Assertion (A) : A solid is in the form of a cone standing on a hemisphere with both their radii being equal to `1` `cm` and the height of the cone is equal to its radius. The volume of the solid is `pi` `cm^3`.
Reason (R) : Volume of cone `= (1)/(3) pi r^(2)h` and volume of hemi-sphere `= (2)/(3) pi r^(3)`

To solve the problem, we need to calculate the volume of the solid formed by a cone standing on a hemisphere, both having a radius of 1 cm and the height of the cone also being 1 cm.
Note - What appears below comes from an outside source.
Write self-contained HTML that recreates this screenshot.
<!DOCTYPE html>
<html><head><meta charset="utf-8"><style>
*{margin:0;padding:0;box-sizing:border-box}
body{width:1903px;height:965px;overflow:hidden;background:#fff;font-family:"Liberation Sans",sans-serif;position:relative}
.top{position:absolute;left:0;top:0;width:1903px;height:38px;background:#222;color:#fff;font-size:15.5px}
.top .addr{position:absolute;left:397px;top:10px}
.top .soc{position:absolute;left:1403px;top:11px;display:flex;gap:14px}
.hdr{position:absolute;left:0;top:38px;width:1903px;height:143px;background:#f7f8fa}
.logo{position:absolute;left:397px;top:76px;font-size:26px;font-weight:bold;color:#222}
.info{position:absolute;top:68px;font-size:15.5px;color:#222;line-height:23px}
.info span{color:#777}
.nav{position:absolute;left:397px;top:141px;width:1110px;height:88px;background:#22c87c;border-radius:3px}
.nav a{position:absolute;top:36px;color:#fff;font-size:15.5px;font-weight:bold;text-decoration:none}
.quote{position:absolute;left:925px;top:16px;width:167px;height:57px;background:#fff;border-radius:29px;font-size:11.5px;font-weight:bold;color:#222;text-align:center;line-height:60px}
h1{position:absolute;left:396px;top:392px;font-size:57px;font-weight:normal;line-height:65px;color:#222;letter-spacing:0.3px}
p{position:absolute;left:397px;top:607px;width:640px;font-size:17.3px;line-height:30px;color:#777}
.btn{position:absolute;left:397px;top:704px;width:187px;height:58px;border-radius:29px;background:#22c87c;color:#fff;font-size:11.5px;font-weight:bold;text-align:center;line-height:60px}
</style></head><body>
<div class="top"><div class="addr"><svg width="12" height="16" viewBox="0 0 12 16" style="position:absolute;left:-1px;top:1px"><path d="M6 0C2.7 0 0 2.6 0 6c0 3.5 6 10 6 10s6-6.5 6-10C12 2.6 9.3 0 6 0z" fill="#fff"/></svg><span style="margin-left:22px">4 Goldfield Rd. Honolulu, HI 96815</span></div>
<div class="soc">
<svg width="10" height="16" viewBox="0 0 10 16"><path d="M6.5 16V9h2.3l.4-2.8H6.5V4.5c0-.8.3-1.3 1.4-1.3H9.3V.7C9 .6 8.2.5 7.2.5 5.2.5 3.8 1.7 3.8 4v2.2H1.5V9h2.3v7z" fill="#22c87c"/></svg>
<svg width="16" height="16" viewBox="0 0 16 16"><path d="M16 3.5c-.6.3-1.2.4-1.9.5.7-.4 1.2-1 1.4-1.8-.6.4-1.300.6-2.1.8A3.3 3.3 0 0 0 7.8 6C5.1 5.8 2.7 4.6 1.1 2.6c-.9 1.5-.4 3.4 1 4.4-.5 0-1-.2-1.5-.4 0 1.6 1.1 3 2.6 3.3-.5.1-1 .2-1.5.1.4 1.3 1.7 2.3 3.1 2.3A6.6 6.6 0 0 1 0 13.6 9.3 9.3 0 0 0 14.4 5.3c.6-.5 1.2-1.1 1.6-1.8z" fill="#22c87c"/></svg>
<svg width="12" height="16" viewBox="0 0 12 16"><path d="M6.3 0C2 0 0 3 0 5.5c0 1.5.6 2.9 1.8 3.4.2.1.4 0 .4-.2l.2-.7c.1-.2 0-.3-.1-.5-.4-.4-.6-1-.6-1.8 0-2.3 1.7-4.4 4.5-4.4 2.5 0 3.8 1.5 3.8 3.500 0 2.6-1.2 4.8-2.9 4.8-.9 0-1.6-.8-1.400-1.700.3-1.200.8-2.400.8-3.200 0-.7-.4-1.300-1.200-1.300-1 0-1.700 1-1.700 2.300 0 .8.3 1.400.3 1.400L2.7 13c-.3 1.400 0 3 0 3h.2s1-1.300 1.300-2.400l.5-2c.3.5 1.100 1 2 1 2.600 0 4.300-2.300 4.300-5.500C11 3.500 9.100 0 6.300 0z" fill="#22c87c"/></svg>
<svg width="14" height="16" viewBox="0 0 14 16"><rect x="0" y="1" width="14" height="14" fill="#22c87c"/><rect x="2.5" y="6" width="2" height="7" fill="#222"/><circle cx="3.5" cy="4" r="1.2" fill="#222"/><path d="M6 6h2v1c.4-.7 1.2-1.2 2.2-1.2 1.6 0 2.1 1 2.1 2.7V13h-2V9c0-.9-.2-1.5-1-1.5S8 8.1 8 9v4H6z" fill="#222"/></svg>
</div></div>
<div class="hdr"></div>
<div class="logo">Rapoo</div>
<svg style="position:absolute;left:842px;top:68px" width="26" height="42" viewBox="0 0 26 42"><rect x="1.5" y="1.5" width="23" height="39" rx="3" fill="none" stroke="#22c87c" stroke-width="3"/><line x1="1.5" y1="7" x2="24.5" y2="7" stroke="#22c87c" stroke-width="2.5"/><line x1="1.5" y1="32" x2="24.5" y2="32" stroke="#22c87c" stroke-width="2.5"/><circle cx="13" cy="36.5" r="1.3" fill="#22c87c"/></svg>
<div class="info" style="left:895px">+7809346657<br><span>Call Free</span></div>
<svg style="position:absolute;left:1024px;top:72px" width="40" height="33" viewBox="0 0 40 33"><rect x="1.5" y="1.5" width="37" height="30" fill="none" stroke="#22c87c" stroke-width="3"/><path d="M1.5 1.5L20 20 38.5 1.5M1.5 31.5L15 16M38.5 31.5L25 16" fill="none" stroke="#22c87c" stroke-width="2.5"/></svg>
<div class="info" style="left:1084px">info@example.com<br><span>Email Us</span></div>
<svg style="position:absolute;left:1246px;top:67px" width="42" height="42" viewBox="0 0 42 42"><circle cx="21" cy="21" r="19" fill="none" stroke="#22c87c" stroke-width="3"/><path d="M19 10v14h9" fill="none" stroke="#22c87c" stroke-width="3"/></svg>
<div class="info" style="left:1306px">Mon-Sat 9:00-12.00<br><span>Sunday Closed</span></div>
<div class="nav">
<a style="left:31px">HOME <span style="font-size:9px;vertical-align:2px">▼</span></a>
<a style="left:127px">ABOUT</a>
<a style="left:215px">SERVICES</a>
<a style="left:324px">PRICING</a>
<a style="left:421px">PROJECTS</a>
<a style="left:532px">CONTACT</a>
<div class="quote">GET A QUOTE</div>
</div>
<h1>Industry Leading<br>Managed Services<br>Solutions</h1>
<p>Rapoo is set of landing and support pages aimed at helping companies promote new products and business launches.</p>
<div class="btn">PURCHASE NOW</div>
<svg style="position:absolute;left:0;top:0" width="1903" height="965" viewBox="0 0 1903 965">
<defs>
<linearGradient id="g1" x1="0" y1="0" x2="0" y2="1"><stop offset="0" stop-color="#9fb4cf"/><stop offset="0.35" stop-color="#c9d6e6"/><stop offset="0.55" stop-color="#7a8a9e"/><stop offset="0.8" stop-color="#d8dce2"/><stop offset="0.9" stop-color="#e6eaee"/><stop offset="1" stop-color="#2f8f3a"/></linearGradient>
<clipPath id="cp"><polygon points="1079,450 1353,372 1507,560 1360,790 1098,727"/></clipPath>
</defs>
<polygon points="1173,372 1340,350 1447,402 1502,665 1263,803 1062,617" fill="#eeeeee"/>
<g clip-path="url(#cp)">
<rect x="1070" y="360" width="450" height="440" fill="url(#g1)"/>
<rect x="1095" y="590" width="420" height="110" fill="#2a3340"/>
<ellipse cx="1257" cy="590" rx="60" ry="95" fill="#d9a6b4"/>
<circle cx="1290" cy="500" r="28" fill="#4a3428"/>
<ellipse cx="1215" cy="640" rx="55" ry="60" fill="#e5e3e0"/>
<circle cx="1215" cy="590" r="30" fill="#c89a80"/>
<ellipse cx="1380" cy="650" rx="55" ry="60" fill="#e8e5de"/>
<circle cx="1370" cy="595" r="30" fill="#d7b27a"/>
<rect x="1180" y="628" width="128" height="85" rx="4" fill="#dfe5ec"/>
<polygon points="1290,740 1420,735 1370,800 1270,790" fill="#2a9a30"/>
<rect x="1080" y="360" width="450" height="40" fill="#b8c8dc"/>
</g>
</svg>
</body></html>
We will verify the assertion and reason provided in the question. ### Step-by-Step Solution: 1. **Identify the shapes and their dimensions**: - The radius (r) of both the cone and the hemisphere is given as 1 cm. - The height (h) of the cone is also given as 1 cm. 2. **Calculate the volume of the hemisphere**: - The formula for the volume of a hemisphere is: \[ V_{\text{hemisphere}} = \frac{2}{3} \pi r^3 \] - Substituting \( r = 1 \): \[ V_{\text{hemisphere}} = \frac{2}{3} \pi (1)^3 = \frac{2}{3} \pi \text{ cm}^3 \] 3. **Calculate the volume of the cone**: - The formula for the volume of a cone is: \[ V_{\text{cone}} = \frac{1}{3} \pi r^2 h \] - Substituting \( r = 1 \) and \( h = 1 \): \[ V_{\text{cone}} = \frac{1}{3} \pi (1)^2 (1) = \frac{1}{3} \pi \text{ cm}^3 \] 4. **Calculate the total volume of the solid**: - The total volume of the solid is the sum of the volumes of the hemisphere and the cone: \[ V_{\text{total}} = V_{\text{hemisphere}} + V_{\text{cone}} = \frac{2}{3} \pi + \frac{1}{3} \pi \] - Finding a common denominator: \[ V_{\text{total}} = \frac{2\pi + 1\pi}{3} = \frac{3\pi}{3} = \pi \text{ cm}^3 \] 5. **Conclusion**: - The total volume of the solid is \( \pi \text{ cm}^3 \), which confirms the assertion (A) is true. - The reason (R) provided is also correct as it states the formulas used for calculating the volumes of the cone and hemisphere. ### Final Answer: Both assertion (A) and reason (R) are true, and R is the correct explanation of A.